We finally call the sddp function using the compiled lattice and the parameters using

output = sddp(lattice,params);
The complete code is thus
% DEMO OPTIMIZE STOCK
clc ; close all ; clear all ;

%% 1. Lattice creation
H = 2 ;
nNodes = 2 ;
lattice = Lattice.latticeEasy(H, nNodes, @demand) ;
figure ;
lattice.plotLattice(@(data) num2str(data)) ;

%% 2. Variables declaration
x = sddpVar(1,1) ;
s = sddpVar(1,1) ;

%% 3. NDLS declaration
lattice = lattice.compileLattice(@(scenario)nlds(scenario,x,s)) ;    

%% 4. Run SDDP !
params = sddpSettings('algo.McCount',25, ...
                      'stop.iterationMax',10,...
                      'stop.pereiraCoef',2,...
                      'solver','linprog') ; % You need to adapt this for your solver.                  
output = sddp(lattice,params) ;
lattice = output.lattice ;

plotOutput(output) ;

%% 5. Finally, retreive the solution.
nForward = 10 ;
for i = 1:nForward
    [~,~,~,solution] = forwardPass(lattice,'random',params) ;  
    xVal(i) = lattice.getPrimalSolution(x, solution) ;
    sVal(i) = lattice.getPrimalSolution(s, solution) ;
end
disp('x') ;
disp(xVal) ;
disp('s') ;
disp(sVal) ;
Again, notice the following: the function nlds passed to compileLattice should take exactly one argument, a scenario. It is very important that the variables x and s are defined outside of the function. They should be the same between the different calls to nlds so that the program can make the link between the different stages.

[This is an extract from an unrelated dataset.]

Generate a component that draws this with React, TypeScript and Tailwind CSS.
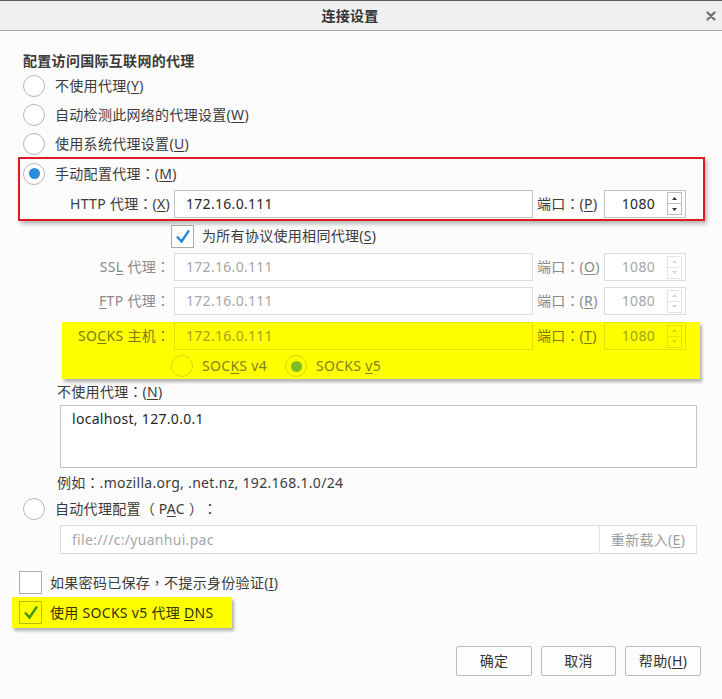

The last bit of code is used to retreive the optimal solution. You can ignore it for now. But if you're curious, here's how it works : after completion of sddp, we retreive the lattice and the cuts using lattice = output.lattice. We then do a series of forward pass using the forwardPass function. Then, using the result, we assign to xVal and sVal the numerical value using

xVal(i) = lattice.getPrimalSolution(x, solution) ;
sVal(i) = lattice.getPrimalSolution(s, solution) ;
We then display the values.

The output of the algorithm, displayed using

plotOutput(output)
is

demo_conv

We see that at iteration 4, the algorithm has converged, since the lower-bound is equal to the (estimated) mean cost.